◆ Input records:
------

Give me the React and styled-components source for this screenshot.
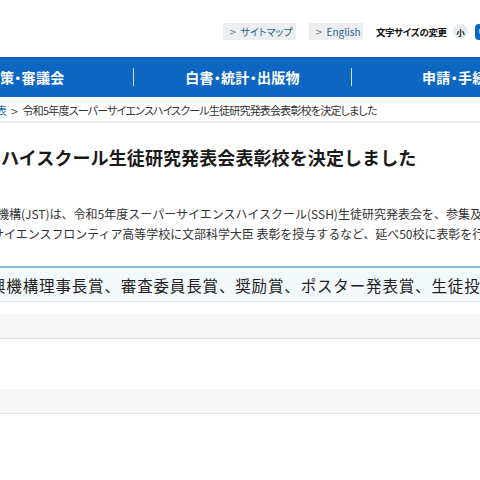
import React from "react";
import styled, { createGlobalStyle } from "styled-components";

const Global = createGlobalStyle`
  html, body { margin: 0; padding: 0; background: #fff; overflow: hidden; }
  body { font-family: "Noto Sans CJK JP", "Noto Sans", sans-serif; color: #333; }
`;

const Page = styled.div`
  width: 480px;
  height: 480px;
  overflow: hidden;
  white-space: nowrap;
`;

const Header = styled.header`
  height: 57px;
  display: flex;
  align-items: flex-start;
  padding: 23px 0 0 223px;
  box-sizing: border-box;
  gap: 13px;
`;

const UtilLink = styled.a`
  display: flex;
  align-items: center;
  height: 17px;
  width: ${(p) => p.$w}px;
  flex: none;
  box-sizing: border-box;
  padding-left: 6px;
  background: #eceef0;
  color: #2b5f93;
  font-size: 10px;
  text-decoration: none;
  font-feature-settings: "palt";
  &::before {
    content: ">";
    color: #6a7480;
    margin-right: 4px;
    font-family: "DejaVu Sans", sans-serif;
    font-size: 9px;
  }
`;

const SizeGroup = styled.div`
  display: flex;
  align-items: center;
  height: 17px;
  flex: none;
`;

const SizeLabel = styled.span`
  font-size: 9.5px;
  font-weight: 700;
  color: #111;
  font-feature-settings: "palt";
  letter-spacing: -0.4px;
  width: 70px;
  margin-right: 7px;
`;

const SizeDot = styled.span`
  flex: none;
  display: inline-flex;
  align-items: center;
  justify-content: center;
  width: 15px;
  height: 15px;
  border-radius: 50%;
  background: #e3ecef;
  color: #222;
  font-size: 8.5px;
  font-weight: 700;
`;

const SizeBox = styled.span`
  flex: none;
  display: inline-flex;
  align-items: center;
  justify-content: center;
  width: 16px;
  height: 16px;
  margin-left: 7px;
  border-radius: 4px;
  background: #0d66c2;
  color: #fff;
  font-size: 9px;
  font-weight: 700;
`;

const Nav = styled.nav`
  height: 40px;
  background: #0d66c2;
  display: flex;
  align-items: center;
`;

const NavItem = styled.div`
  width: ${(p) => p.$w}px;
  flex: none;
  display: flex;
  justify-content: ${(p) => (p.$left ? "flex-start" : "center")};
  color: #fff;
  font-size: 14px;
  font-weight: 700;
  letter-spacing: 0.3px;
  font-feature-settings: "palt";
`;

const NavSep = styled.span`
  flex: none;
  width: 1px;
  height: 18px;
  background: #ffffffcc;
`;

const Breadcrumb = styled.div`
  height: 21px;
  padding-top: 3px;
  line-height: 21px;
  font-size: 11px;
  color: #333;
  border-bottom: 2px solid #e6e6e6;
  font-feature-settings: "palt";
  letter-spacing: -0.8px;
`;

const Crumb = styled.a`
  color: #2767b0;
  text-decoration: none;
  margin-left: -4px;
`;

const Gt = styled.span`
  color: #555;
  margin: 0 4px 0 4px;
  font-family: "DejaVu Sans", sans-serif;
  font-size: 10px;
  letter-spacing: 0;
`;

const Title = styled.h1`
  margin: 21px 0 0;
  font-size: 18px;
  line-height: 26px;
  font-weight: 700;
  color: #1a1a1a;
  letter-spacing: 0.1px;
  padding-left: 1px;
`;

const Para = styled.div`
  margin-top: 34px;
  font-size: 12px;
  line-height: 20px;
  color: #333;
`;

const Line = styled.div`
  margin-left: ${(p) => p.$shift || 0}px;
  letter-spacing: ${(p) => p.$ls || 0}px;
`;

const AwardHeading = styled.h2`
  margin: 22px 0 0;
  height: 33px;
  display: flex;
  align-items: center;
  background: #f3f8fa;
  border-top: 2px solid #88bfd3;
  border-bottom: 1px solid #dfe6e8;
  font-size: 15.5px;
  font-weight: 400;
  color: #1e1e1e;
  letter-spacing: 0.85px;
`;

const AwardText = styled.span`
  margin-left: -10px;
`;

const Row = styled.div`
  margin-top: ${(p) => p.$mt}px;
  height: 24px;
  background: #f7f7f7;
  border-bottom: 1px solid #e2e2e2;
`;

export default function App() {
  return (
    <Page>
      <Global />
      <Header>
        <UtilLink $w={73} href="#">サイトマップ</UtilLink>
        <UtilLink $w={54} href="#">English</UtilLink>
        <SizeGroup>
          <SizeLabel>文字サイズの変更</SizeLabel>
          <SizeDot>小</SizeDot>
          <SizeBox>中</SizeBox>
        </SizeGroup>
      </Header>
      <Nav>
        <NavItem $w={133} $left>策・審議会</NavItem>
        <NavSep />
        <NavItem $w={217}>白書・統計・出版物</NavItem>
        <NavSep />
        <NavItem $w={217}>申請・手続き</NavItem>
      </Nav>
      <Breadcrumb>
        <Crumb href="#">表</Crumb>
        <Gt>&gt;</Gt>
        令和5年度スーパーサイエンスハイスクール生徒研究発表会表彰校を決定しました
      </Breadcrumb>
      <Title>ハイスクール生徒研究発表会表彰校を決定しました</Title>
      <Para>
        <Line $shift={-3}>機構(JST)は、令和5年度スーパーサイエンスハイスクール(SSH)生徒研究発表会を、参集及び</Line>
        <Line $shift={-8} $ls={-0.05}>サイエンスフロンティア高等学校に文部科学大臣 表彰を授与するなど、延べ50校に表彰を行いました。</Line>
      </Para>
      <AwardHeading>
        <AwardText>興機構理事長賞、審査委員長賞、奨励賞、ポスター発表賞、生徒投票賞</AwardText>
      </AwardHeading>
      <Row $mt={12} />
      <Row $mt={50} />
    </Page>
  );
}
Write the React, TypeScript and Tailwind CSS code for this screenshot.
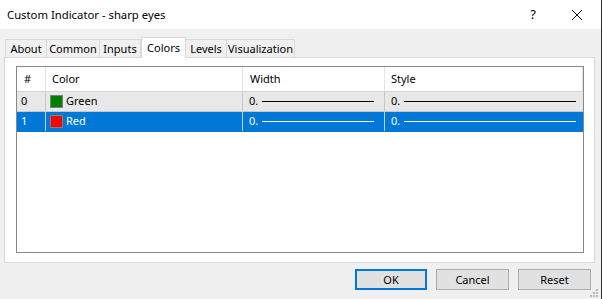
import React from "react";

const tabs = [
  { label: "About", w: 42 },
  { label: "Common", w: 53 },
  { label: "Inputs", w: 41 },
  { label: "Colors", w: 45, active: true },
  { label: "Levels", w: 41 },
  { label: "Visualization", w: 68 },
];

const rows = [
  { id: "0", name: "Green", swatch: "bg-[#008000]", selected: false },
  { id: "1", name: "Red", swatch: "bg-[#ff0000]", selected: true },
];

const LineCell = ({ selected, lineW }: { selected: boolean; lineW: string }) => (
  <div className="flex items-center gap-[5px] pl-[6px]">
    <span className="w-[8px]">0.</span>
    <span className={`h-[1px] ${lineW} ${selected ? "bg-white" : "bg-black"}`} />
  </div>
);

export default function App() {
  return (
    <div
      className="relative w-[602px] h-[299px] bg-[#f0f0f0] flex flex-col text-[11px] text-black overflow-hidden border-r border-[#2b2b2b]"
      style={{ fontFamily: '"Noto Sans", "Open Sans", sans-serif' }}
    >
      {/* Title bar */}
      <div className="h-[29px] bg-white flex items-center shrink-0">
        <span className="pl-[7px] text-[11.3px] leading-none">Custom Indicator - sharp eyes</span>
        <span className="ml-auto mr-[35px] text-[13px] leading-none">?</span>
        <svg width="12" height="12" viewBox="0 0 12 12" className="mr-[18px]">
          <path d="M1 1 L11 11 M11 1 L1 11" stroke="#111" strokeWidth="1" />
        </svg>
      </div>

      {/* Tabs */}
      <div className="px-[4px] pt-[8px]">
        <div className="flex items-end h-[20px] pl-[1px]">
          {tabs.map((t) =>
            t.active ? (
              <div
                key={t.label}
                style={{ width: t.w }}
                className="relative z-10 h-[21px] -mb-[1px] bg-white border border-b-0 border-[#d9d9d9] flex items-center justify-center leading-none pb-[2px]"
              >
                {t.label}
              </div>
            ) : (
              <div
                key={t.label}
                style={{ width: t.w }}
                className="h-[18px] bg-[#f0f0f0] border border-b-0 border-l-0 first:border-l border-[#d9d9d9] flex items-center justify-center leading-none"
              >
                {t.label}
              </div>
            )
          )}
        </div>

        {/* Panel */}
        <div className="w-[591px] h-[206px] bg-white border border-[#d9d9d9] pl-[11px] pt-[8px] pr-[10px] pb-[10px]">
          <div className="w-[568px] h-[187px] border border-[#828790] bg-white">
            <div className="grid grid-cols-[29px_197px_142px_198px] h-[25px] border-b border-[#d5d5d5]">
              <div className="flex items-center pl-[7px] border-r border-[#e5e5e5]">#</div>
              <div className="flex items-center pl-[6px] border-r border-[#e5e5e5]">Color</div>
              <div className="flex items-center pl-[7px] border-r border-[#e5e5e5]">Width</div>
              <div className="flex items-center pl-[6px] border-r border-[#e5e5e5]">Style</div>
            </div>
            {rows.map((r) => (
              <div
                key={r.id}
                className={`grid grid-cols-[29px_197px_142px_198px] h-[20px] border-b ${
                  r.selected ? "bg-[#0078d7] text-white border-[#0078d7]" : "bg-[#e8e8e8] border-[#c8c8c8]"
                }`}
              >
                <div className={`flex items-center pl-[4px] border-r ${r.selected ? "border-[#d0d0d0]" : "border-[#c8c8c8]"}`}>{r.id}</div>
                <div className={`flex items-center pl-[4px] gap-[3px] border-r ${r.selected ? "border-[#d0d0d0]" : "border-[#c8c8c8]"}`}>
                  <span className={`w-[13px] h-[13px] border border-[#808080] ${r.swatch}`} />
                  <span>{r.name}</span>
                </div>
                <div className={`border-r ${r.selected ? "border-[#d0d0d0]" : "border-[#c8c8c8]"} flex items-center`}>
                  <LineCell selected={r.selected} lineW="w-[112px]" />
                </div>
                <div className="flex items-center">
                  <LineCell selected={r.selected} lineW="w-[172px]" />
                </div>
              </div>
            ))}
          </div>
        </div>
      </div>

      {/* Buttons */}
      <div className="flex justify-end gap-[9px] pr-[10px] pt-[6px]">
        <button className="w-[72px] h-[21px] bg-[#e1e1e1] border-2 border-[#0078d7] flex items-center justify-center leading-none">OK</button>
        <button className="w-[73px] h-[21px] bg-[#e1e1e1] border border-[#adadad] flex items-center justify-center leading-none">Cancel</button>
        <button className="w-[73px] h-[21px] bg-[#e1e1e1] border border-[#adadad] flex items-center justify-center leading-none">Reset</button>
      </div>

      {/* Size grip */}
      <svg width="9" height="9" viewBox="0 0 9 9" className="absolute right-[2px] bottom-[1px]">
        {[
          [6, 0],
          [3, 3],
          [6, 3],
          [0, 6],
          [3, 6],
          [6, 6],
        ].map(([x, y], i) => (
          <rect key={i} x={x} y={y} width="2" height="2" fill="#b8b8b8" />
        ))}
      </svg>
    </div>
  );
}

------

◆ Task prompt: How many of the lines above hold the word "this"? Give only that number.

◆ Expected answer: 2